Ese periodo de la historia de los EE.UU conocido como el “mccarthysmo” tuvo un precedente en la caza de brujas llevada a cabo en el siglo XVII en la localidad de Salem y alrededores. El paralelo entre los procesos surgidos de ambos acontecimientos, con la brujería y el comunismo de trasfondo, podría parecer evidente, pero solo un hombre supo explotarlo de manera artística y desarrollar una obra que, con la literalidad del texto puesta al servicio del acontecimiento más antiguo, describiese facsimilar y alicatadamente lo sucedido tras la Segunda Guerra Mundial en la “tierra de los libres”. Ese hombre fue Arthur Miller.
Miller, fallecido en 2005, es uno de los grandes genios del teatro americano del XX. Su “Muerte de un viajante” contiene una intensidad tan grande a la hora de valorar el sueño americano que, solamente por ella, podría situársele por encima de Tennessee Williams o Eugene O´Neill. Aquí, a pesar de recibir el Premio Príncipe de Asturias, ha sido leído poco y mal, por lo que su existencia para el común de los mortales cultos se resume en los cinco años en los que sus sempiternas gafas fueron el accesorio más cercano del mundo a los deseados labios de Marilyn Monroe. No es poca cosa.
La editorial Cátedra ha editado en su siempre fiable (me atrevería a decir brillante, incluso) colección “Clásicos Universales” “El Crisol”, la obra ya anteriormente descrita, en la que se tratan los dos momentos de la historia americana en los que la histeria llegó tan lejos que estuvo a punto de sumir al país en el caos de una teocracia (primero) o de la abolición de facto de la conocida “Primera Enmienda”, que soporta la sacrosanta libertad de expresión en ese país.
Teatralmente Arthur Miller no fue un gran innovador.
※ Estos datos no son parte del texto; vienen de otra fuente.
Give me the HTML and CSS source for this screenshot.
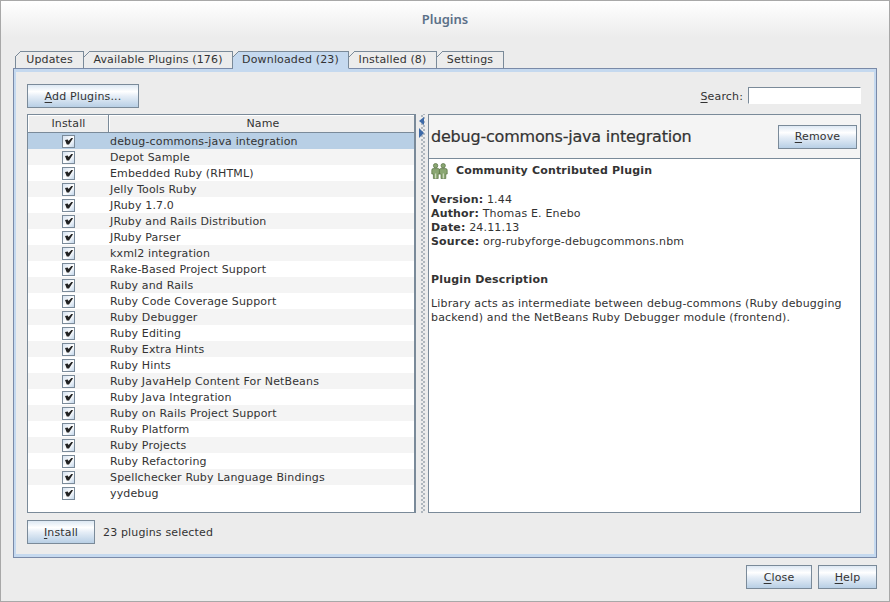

Tenía buenas historias y el discurso en el que las plasmaba no tenía que ser avanzado. Por tanto no espere el lector ni a un dramaturgo del siglo XX al uso (pongamos como paradigma a Samuel Beckett) ni a un maestro de lo metateatral como Pirandello. Para interpretar a sus personajes no hacen falta ni las habilidades miméticas de Stanislavski ni el distanciamiento brechtiano. Consciente de que, en contra de lo que se quiere hacer creer ahora mismo, el teatro está hecho para ser leído lo mismo que para ser representado, introduce la figura inicial de un narrador que aclara muchas de las circunstancias contextuales en el inicio de la obra y después se va difuminando hasta dejar hablar solos a los personajes en el tercer y el cuarto acto.
“El crisol” deja una galería de personajes para el recuerdo, con especial mención para John Proctor, que acaba erigiéndose en protagonista de la obra y portavoz de las actitudes del propio Miller cuando fue interrogado por el Comité de Actividades Antiamericanas. Su dignidad arrastra al lector/espectador hacia un profundo proceso de catarsis. Aunque los hados no intervengan en la obra como si fuera una tragedia griega, no es difícil purificar ciertas frustraciones en la persona de aquel que es sojuzgado por defender su honor (manchado por un “error funesto” con la acusadora Abigail) y que trata de mantener los restos de su dignidad a base de no juzgar a sus vecinos en el clima de terror instaurado por la justicia teocrática que representa el juez Danforth.